— start Available data —
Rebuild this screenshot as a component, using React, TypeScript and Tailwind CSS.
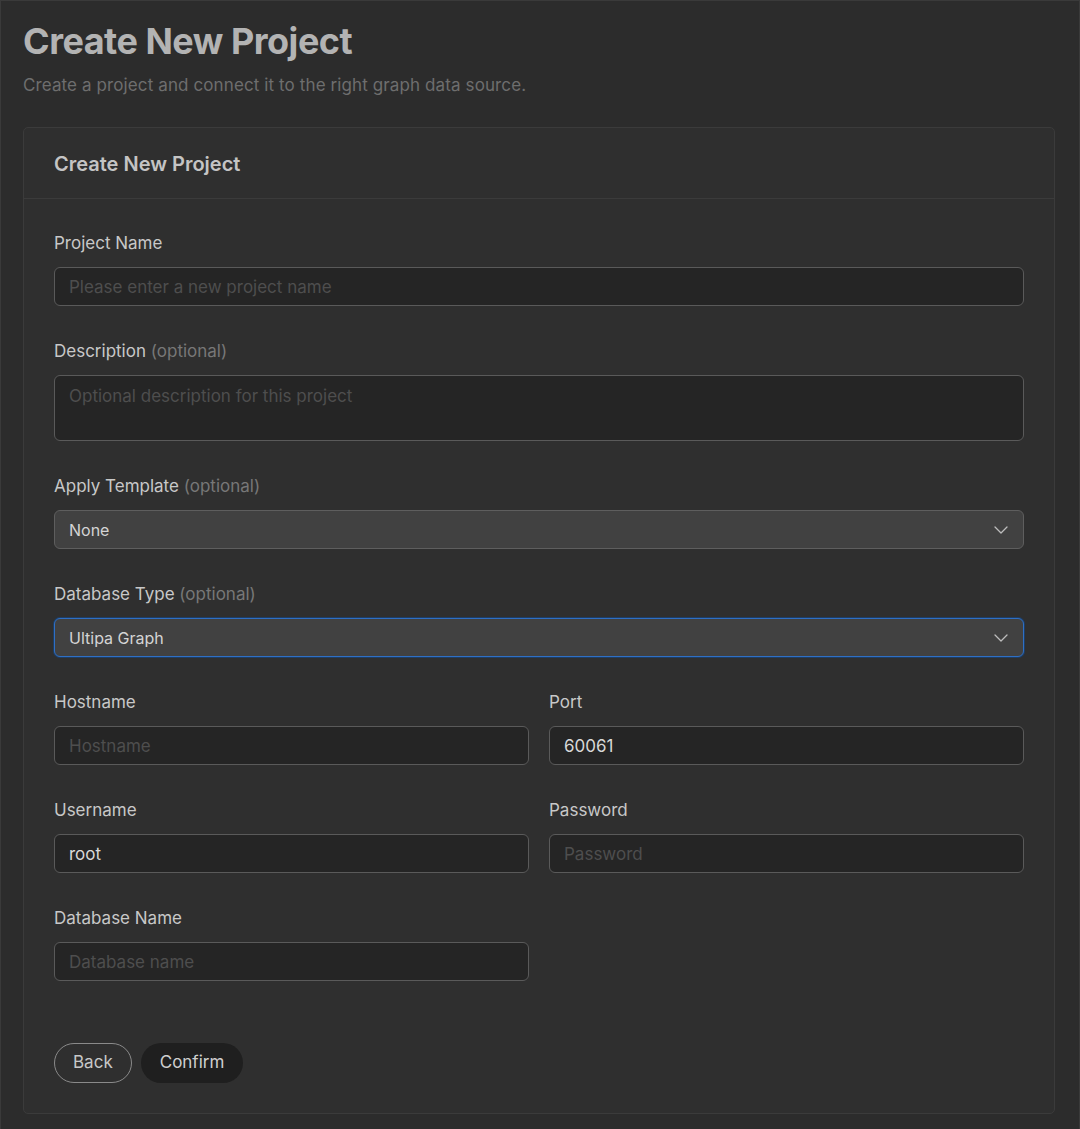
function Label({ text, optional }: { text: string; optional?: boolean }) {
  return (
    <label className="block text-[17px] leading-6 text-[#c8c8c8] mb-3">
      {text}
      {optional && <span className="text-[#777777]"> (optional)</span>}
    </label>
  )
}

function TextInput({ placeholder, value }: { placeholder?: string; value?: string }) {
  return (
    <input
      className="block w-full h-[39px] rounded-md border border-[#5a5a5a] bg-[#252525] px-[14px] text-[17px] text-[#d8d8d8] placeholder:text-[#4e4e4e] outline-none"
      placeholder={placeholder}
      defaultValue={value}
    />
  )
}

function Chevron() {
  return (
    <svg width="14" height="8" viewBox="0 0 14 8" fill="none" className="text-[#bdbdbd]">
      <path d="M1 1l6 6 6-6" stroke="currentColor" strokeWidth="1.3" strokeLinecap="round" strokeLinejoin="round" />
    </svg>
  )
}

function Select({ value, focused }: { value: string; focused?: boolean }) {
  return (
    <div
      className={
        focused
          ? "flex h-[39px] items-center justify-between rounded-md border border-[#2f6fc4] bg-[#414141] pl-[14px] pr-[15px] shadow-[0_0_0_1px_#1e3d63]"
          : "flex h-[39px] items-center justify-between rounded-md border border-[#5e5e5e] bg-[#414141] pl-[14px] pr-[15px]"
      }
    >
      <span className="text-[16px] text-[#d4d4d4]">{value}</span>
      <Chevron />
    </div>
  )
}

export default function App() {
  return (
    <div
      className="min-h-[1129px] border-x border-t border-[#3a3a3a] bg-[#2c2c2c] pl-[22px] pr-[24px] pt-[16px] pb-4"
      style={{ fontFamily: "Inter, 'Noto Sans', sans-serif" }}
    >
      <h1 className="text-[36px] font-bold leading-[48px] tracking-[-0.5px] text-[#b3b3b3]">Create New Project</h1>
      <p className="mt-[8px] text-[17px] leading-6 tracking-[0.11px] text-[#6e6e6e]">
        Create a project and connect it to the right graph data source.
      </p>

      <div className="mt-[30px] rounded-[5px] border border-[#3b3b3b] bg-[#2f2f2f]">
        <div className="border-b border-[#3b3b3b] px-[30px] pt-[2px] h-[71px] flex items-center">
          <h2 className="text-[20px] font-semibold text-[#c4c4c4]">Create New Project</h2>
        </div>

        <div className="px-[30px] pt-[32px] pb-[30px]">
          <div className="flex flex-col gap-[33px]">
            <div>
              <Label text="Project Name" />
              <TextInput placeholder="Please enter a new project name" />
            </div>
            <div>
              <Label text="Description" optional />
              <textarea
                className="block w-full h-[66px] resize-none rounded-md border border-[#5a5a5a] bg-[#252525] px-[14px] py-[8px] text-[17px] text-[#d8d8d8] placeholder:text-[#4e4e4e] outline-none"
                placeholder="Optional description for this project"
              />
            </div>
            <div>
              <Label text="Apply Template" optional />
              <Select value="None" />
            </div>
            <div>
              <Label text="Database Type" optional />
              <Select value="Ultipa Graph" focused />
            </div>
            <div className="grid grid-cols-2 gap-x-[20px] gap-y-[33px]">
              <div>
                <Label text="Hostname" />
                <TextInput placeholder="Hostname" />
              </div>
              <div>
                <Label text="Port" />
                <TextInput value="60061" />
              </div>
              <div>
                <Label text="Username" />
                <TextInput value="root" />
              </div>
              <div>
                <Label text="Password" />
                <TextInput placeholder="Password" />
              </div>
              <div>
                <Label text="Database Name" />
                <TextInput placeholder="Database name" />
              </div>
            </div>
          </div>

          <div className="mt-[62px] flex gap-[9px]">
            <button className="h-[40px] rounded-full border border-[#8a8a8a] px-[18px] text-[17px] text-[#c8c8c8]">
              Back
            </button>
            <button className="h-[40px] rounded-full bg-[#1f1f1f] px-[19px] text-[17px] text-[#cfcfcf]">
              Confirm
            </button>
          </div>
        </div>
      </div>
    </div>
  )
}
— end Available data —
▶ [Requirements] Scan the material for lines with the word "this", and copy each line you find.

▶ [In response]
Rebuild this screenshot as a component, using React, TypeScript and Tailwind CSS.
                placeholder="Optional description for this project"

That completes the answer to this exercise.